OKC GM Sam Presti had been high on Maynor in the 2009 draft and was willing to take on Harpring’s $6.5 million salary to get Maynor as a backup/insurance policy for Westbrook. After seeing the turn of events last night and seeing more than a few OKC games this year, I wonder if Maynor wasn’t more of a long-term insurance policy. For Presti, it was a low-risk reach for a prospect who’s being paid on the rookie scale for the next three seasons.

For the Salt Lake faithful, they have to be wondering what the fuck just happened. They went from legit Western Conference challengers to lottery team almost overnight. If you look at the 2009-10 team, it’s easy to place the blame for their fall on bad contracts. They had Wes Matthews and Maynor—both gone because Utah didn’t want to or couldn’t pay them (or pay Harpring in Maynor’s case). The Jazz were over the cap in the first place because they gave Andrei Kirilenko and Mehmet Okur huge contracts. It was either Boozer or Millsap and the Jazz went with Millsap. They couldn’t keep everyone because they bet the house on a few guys who struggle to start now—Okur and Kirilenko.

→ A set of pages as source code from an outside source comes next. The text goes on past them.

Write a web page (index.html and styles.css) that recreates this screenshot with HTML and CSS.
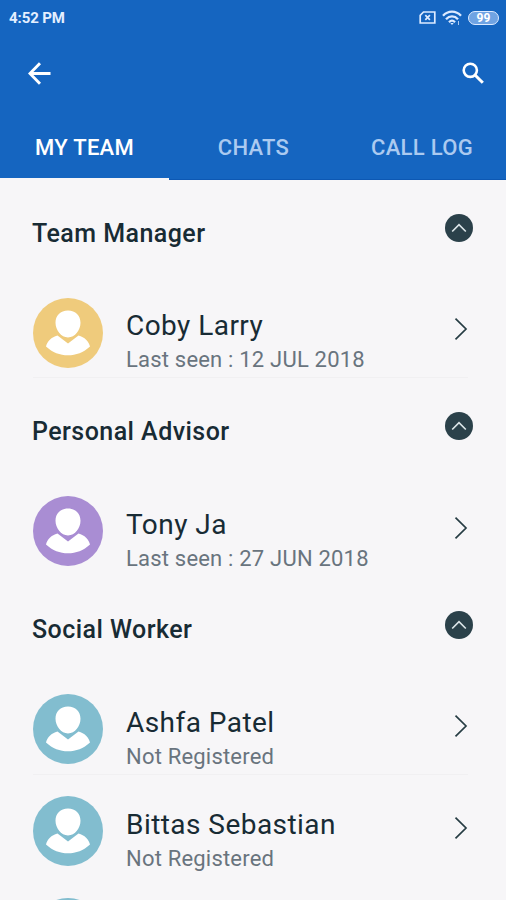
FILE: index.html
```html
<!DOCTYPE html>
<html lang="en">
<head>
<meta charset="utf-8">
<title>My Team</title>
<link rel="stylesheet" href="styles.css">
</head>
<body>
<svg width="0" height="0" class="defs">
  <symbol id="person" viewBox="0 0 70 70"><path d="M35 12.500c7.600 0 12.500 5 12.500 12.300C47.500 32 42 39.500 35 39.500S22.500 32 22.500 24.800C22.500 17.500 27.400 12.500 35 12.500zM24.500 37.500L35 45.500 45.500 37.500C51.500 39 56 43.500 57 48.500 50.500 54.500 43 57.300 35 57.300S19.500 54.500 13 48.500C14 43.500 18.500 39 24.500 37.500z" fill="#fff"/></symbol>
  <symbol id="next" viewBox="0 0 14 24"><path d="M1.500 1.700L12 12 1.500 22.300" fill="none" stroke="#263c43" stroke-width="1.700"/></symbol>
  <symbol id="up" viewBox="0 0 28 28"><circle cx="14" cy="14" r="14" fill="#2b414a"/><path d="M7.200 17.500L14 10.700 20.800 17.500" fill="none" stroke="#dce5e8" stroke-width="1.700"/></symbol>
</svg>
<header class="header">
  <div class="status">
    <span class="time">4:52 PM</span>
    <span class="status-icons">
      <svg class="sim" viewBox="0 0 17 13"><path d="M4.500 1H15.800V12H1.200V4.300z" fill="none" stroke="#dceaff" stroke-width="1.700"/><path d="M6.300 4.200l4.600 4.600M10.900 4.200L6.300 8.800" stroke="#dceaff" stroke-width="1.700"/></svg>
      <svg class="wifi" viewBox="0 0 20 16"><g fill="none" stroke="#dceaff" stroke-width="2.300"><path d="M1 5.800C6 .300 14 .300 19 5.800"/><path d="M4 9.200C7.500 5.400 12.500 5.400 16 9.200"/><path d="M7 12.200C9 10.200 11 10.200 13 12.200"/></g><path d="M8.300 13h3.400L10 15z" fill="#dceaff"/><path d="M16.500 11v4" stroke="#a9c9f2" stroke-width="1"/></svg>
      <span class="battery">99</span>
    </span>
  </div>
  <div class="toolbar">
    <svg class="back" viewBox="0 0 24 24"><path d="M12.500 1.200L2 12l10.500 10.800M2.500 12H23.500" fill="none" stroke="#fff" stroke-width="3"/></svg>
    <svg class="search" viewBox="0 0 22 22"><circle cx="8.300" cy="8.300" r="6.600" fill="none" stroke="#fff" stroke-width="2.600"/><path d="M13 13l7.800 7.800" stroke="#fff" stroke-width="3"/></svg>
  </div>
  <nav class="tabs">
    <span class="tab active">MY TEAM</span>
    <span class="tab">CHATS</span>
    <span class="tab">CALL LOG</span>
  </nav>
</header>
<main>
  <section>
    <div class="head"><h2>Team Manager</h2><svg class="up"><use href="#up"/></svg></div>
    <div class="row">
      <svg class="avatar gold"><use href="#person"/></svg>
      <div class="info"><div class="name">Coby Larry</div><div class="sub">Last seen : 12 JUL 2018</div></div>
      <svg class="next"><use href="#next"/></svg>
    </div>
  </section>
  <section>
    <div class="head"><h2>Personal Advisor</h2><svg class="up"><use href="#up"/></svg></div>
    <div class="row last">
      <svg class="avatar violet"><use href="#person"/></svg>
      <div class="info"><div class="name">Tony Ja</div><div class="sub">Last seen : 27 JUN 2018</div></div>
      <svg class="next"><use href="#next"/></svg>
    </div>
  </section>
  <section>
    <div class="head"><h2>Social Worker</h2><svg class="up"><use href="#up"/></svg></div>
    <div class="row">
      <svg class="avatar teal"><use href="#person"/></svg>
      <div class="info"><div class="name">Ashfa Patel</div><div class="sub">Not Registered</div></div>
      <svg class="next"><use href="#next"/></svg>
    </div>
    <div class="row last">
      <svg class="avatar teal"><use href="#person"/></svg>
      <div class="info"><div class="name">Bittas Sebastian</div><div class="sub">Not Registered</div></div>
      <svg class="next"><use href="#next"/></svg>
    </div>
    <div class="row">
      <svg class="avatar teal"><use href="#person"/></svg>
    </div>
  </section>
</main>
</body>
</html>
```
FILE: styles.css
```css
* { box-sizing: border-box; }
body { margin: 0; height: 900px; overflow: hidden; background: #f7f6f8; font-family: Roboto, sans-serif; color: #182b34; display: flex; flex-direction: column; }
svg { display: block; flex: none; }
.defs { position: absolute; }
.header { flex: none; height: 180px; background: #1565c0; display: flex; flex-direction: column; border-bottom: 1px solid #0d58b3; }
.status { height: 36px; display: flex; align-items: center; justify-content: space-between; padding: 0 7px 0 9px; color: #e4efff; }
.time { font-size: 15px; font-weight: 700; letter-spacing: -0.1px; }
.status-icons { display: flex; align-items: center; gap: 6px; padding-bottom: 1px; }
.sim { width: 17px; height: 13px; }
.wifi { width: 20px; height: 16px; }
.battery { width: 31px; height: 14px; border: 1.5px solid #dceaff; border-radius: 7px; background: #6fa3e3; color: #fff; font-size: 12px; line-height: 13px; font-weight: 700; text-align: center; }
.toolbar { height: 76px; display: flex; align-items: center; justify-content: space-between; padding: 0 22px 2px 28px; }
.back { width: 23px; height: 23px; }
.search { width: 22px; height: 22px; }
.tabs { flex: 1; display: grid; grid-template-columns: 169px 169px 168px; color: #abcaf0; font-size: 22px; font-weight: 500; letter-spacing: 0.3px; }
.tab { display: flex; justify-content: center; padding-top: 23px; line-height: 26px; white-space: nowrap; }
.active { color: #fff; border-bottom: 2px solid #f7f6f8; margin-bottom: -1px; }
main { flex: 1; min-height: 0; overflow: hidden; }
.head { height: 96.3px; display: flex; align-items: center; justify-content: space-between; padding: 0 33px 0 32px; }
h2 { margin: 0; padding-top: 11px; font-size: 25px; line-height: 30px; font-weight: 500; letter-spacing: 0.45px; white-space: nowrap; }
.up { width: 28px; height: 28px; }
.row { height: 102px; margin: 0 38px 0 33px; padding-top: 22px; display: flex; border-bottom: 1px solid #f1f0f2; }
.last { border-bottom-color: transparent; }
.avatar { width: 70px; height: 70px; border-radius: 50%; margin-top: -0.5px; }
.gold { background: #efcb7c; }
.violet { background: #a98dd3; }
.teal { background: #82bdcf; }
.info { flex: 1; margin-left: 23px; padding-top: 11px; white-space: nowrap; }
.name { font-size: 28px; line-height: 34px; letter-spacing: 0.45px; }
.sub { font-size: 22px; line-height: 28px; letter-spacing: 0.2px; color: #69747e; margin-top: 3px; }
.next { width: 14px; height: 24px; margin-top: 19px; }
```
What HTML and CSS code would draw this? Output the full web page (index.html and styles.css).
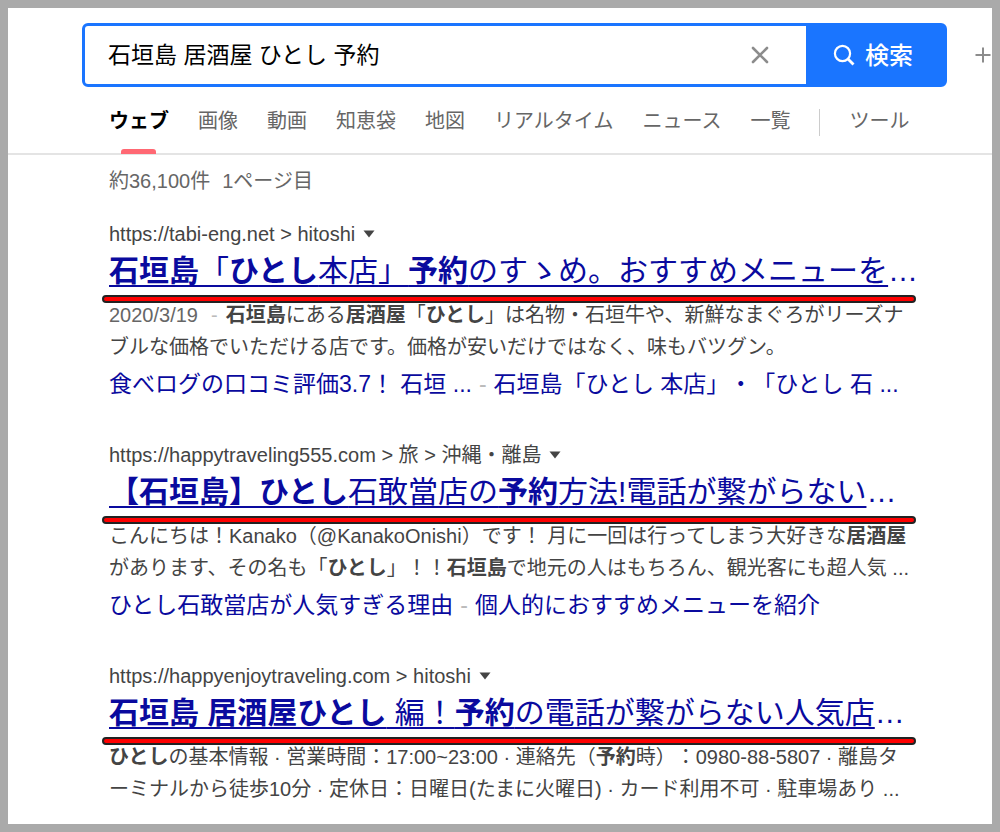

The weaker-than-expected team they fielded this season led to Jerry Sloan’s abrupt resignation and the equally abrupt ending of the Deron Williams era in SLC. And now a team that had a couple of solid young point guards is being linked to drafting … yep … another young point guard in the 2011 draft.

Maybe they should reach out to OKC and see if Russell Westbrook’s available.